Coinciding with the report by the Syrian Observatory for Human Rights on the fighting was a video posted on YouTube showing fighters from the al Qaeda-linked Nusra Front celebrating and chanting “Allahu Akbar (God is Greatest), Nusra Nusra”.
Omar Abu Laila, a spokesman for the eastern command of the rebel Free Syrian Army, said rebel units including Nusra fighters now controlled al-Shaddadeh after overrunning state security and military intelligence compounds.
Hasakah, an ethnically mixed province of Arabs and Kurds, accounts for most of Syria’s oil output, which is estimated to have fallen by a third, to no more than 100,000 barrels per day, since an uprising against Assad’s rule erupted in March 2011.
Abu Laila said an army garrison guarding a nearby gas field, al-Ghabsa, had fled as armed opposition units advanced from the Euphrates River toward Shaddadeh.
“Shaddadeh and Ghabsa are now under our out control.
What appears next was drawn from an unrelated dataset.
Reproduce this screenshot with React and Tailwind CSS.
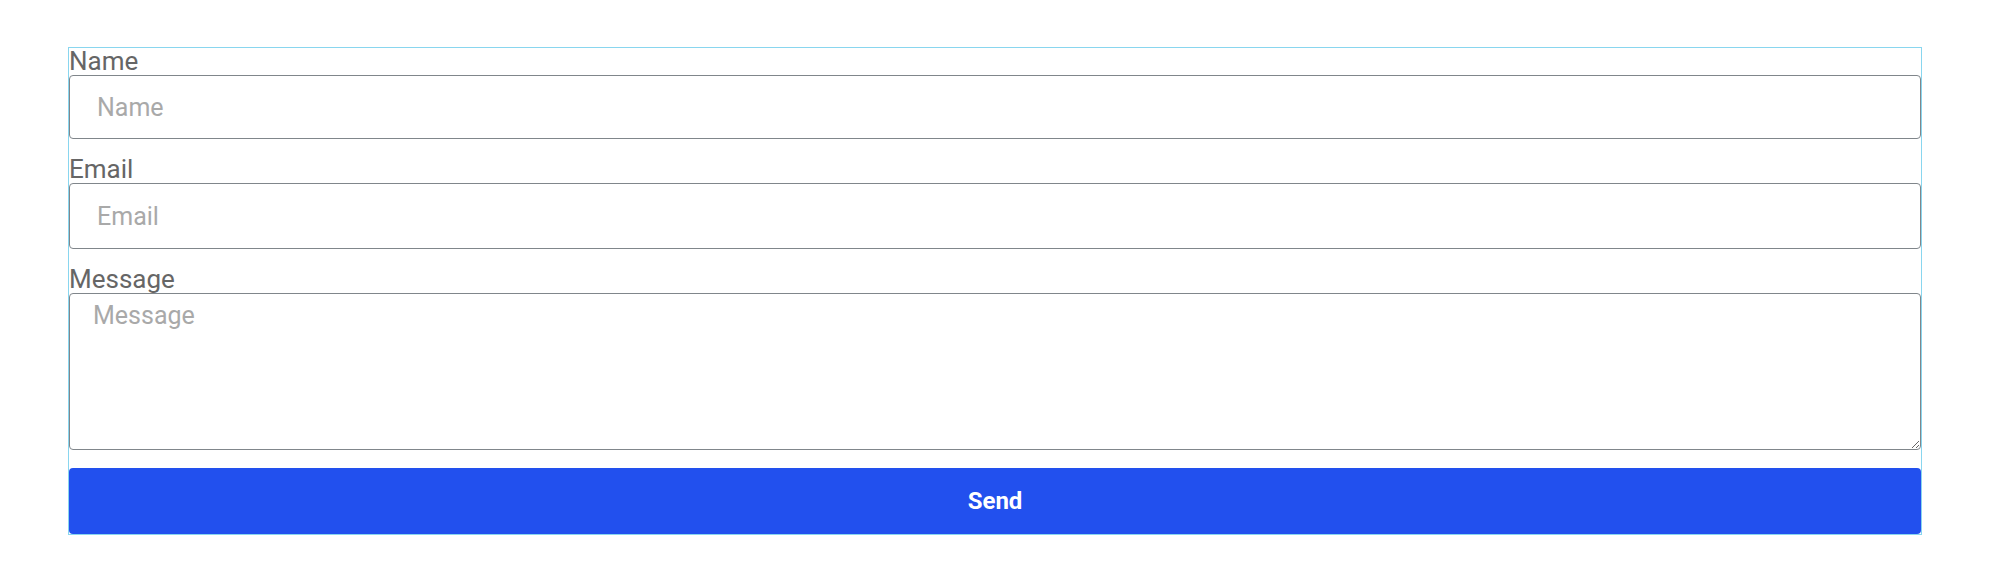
import React, { useState } from 'react';

const fieldClass =
  'w-full border border-[#80868b] rounded-[4px] bg-white text-[25px] text-[#333] placeholder:text-[#a9a9a9] outline-none';

const App = () => {
  const [form, setForm] = useState({ name: '', email: '', message: '' });

  const handleChange = (e) => {
    const { name, value } = e.target;
    setForm(prev => ({ ...prev, [name]: value }));
  };

  const handleSubmit = (e) => {
    e.preventDefault();
  };

  return (
    <div className="min-h-[586px] bg-white pt-[47px] pl-[68px]" style={{ fontFamily: 'Roboto, "Noto Sans", sans-serif' }}>
      <form onSubmit={handleSubmit} className="w-[1854px] border border-[#89d6ef] flex flex-col">
        {/* Name */}
        <label htmlFor="name" className="text-[26px] leading-[27px] text-[#666]">Name</label>
        <input
          id="name"
          name="name"
          value={form.name}
          onChange={handleChange}
          placeholder="Name"
          className={`${fieldClass} h-[64px] px-[27px]`}
        />

        {/* Email */}
        <label htmlFor="email" className="mt-[16px] text-[26px] leading-[28px] text-[#666]">Email</label>
        <input
          id="email"
          name="email"
          type="email"
          value={form.email}
          onChange={handleChange}
          placeholder="Email"
          className={`${fieldClass} h-[66px] px-[27px]`}
        />

        {/* Message */}
        <label htmlFor="message" className="mt-[16px] text-[26px] leading-[28px] text-[#666]">Message</label>
        <textarea
          id="message"
          name="message"
          value={form.message}
          onChange={handleChange}
          placeholder="Message"
          className={`${fieldClass} h-[157px] px-[23px] py-[8px] leading-[28px] resize block`}
        />

        <button
          type="submit"
          className="mt-[18px] h-[66px] w-full rounded-[4px] bg-[#2250ee] text-white text-[24px] font-bold"
        >
          Send
        </button>
      </form>
    </div>
  );
};

export default App;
In the next few days we will advance toward Hasakah City,” Abu Laila said, speaking by phone from eastern Syria.
He said Nusra detonated car bombs near the security compounds in Shaddadeh, enabling the attacking force to storm the buildings and take the city, a pattern seen in other areas taken over by the mostly Islamist armed opposition.
Al-Nusra, which includes Iraqi commanders, has experience in making car bombs and the group lately helped opposition fighters take over the main Thalatheen Street in southern Damascus by exploding a car bomb in a security compound, according to opposition sources.
The rebel advance in Hasakah province has raised concern among the political leadership of the opposition, which has little control over the rebels, about deepening ethnic tensions between Arabs and Kurds, who already have decades long land disputes in the province.
Assad has tried to placate Syria’s one million Kurds since the uprising, promising to give citizenship to thousands of disenfranchised Kurds in Hasakah.
A tacit alliance has also emerged between Assad and the Syrian branch of the Kurdistan Workers Party (PKK) which now a strong military presence in Hasakah and other Kurdish regions, to the discomfort of Turkey.
Massoud Akko, a Kurdish opposition campaigner in Norway in contact with Hasakah, confirmed that Shaddadeh has been overrun but said that taking Hasakah city would cause a bloodbath unless an agreement was reached with PKK fighters in the city.
“Taking a main city like Hasakah is important for the opposition but the PKK is entrenched there and an agreement with them has to be reached,” Akko said.
Akko pointed to a deal this month which ended fighting in Ras al-Ain, a town on the border with Turkey northeast of Hasakah, were tens of peoples with killed in fighting between the PKK and the rebels who stormed the town in January. (Reporting by Khaled Yacoub Oweis, Amman newsroom; Editing by Jon Hemming)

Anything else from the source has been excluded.